● **What to do**
From the listing below, work out how many lines contain "React". Reply with that number only.

● **Source data**
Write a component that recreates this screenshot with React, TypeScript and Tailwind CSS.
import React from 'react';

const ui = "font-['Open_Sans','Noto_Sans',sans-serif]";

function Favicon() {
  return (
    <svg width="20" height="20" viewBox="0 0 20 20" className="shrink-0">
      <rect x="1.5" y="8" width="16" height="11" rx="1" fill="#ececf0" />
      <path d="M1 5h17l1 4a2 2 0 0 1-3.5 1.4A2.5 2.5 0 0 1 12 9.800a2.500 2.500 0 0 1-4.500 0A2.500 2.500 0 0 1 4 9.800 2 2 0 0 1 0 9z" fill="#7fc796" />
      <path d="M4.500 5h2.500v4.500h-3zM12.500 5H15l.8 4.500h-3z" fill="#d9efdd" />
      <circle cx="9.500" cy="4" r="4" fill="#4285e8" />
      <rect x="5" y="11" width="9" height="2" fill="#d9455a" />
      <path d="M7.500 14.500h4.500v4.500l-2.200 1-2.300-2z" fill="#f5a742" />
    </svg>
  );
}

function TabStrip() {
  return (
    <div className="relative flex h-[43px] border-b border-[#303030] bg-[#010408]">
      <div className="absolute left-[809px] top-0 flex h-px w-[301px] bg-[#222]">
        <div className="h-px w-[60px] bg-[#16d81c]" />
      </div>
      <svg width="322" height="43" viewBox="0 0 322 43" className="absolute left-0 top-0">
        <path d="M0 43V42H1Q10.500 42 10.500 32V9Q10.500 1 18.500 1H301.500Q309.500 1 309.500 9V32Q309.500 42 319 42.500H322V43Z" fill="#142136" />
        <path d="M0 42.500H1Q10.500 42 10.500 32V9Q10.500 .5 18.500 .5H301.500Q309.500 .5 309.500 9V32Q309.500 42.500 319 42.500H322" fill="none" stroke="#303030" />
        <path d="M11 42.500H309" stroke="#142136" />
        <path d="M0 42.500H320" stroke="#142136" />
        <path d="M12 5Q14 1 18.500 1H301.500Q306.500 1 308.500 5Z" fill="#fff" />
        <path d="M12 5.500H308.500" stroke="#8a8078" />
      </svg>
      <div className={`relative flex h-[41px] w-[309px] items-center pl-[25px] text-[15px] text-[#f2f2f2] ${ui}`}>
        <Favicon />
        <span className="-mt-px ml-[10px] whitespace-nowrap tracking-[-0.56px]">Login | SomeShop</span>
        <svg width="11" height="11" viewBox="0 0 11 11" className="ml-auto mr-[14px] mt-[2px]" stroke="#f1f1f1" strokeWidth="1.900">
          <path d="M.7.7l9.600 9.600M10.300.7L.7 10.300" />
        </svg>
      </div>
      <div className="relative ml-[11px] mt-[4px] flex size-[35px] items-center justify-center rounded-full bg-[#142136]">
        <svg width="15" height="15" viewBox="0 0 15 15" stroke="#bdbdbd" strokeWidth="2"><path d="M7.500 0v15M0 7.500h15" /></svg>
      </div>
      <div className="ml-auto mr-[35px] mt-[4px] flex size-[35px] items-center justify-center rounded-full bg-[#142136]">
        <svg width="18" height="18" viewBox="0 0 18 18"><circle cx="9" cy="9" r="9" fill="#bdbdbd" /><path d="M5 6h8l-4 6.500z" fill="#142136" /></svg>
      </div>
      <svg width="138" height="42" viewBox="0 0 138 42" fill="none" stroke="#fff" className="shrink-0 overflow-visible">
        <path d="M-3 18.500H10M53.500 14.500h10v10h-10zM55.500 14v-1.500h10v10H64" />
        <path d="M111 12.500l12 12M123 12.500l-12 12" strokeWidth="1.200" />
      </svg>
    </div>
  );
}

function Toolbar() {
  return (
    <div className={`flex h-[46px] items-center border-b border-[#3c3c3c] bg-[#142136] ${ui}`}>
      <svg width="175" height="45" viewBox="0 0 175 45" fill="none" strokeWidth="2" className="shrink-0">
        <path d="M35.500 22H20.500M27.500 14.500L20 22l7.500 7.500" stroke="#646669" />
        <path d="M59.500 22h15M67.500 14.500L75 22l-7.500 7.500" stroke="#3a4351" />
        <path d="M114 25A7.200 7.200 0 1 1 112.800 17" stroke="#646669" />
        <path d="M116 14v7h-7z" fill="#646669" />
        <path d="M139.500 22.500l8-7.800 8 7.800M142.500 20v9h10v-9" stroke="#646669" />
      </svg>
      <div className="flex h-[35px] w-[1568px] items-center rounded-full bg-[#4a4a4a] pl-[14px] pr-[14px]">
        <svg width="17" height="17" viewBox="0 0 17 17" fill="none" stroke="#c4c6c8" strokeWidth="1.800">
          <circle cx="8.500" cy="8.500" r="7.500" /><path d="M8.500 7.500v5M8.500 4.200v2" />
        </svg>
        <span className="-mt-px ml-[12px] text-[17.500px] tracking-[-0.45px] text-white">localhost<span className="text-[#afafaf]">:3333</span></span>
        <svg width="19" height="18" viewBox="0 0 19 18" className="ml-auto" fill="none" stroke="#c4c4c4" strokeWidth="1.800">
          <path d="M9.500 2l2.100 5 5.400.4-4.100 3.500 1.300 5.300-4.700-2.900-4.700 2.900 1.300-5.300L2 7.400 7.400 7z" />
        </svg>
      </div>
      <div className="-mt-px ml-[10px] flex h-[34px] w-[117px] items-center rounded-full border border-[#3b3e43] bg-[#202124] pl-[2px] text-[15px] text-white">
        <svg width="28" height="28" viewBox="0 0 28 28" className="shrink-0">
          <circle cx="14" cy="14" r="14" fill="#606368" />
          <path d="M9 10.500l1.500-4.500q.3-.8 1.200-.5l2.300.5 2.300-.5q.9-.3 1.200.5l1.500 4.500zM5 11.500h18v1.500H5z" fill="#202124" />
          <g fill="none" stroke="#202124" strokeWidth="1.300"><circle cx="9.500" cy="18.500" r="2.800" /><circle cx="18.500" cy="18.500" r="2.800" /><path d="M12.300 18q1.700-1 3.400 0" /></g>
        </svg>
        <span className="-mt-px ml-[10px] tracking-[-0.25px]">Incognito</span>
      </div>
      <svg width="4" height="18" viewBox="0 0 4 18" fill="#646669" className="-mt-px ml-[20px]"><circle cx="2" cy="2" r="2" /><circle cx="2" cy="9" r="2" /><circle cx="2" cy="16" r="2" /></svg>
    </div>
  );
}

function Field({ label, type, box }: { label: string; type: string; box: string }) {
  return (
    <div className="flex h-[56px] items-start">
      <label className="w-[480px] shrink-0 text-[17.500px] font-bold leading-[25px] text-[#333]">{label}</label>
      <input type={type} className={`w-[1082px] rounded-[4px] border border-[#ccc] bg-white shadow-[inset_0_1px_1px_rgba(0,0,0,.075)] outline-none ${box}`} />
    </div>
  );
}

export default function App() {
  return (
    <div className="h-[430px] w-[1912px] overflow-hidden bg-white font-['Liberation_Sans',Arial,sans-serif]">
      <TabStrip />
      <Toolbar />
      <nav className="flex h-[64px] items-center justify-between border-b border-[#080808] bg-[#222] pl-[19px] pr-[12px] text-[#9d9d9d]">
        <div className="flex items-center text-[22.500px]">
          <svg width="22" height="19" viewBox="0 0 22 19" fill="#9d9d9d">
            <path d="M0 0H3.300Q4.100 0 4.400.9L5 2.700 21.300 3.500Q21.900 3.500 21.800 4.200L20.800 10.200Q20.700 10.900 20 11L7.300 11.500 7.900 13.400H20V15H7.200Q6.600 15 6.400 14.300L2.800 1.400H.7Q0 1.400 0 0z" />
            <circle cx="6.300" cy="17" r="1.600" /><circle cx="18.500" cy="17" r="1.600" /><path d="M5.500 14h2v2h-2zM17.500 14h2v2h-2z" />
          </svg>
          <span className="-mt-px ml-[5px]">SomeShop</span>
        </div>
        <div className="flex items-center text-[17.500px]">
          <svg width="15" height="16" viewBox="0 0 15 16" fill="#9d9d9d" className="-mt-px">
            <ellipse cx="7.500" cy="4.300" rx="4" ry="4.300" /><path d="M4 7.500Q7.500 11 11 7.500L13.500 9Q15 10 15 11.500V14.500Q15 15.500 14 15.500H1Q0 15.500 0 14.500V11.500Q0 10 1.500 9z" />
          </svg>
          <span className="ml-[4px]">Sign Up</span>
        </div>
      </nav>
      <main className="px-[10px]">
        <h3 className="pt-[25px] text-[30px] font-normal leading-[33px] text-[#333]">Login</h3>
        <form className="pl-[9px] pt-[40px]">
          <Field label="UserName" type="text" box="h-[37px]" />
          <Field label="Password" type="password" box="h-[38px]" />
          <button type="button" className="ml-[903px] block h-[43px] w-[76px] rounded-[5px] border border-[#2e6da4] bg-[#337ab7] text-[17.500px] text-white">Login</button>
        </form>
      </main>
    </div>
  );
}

● **Result of the task**
2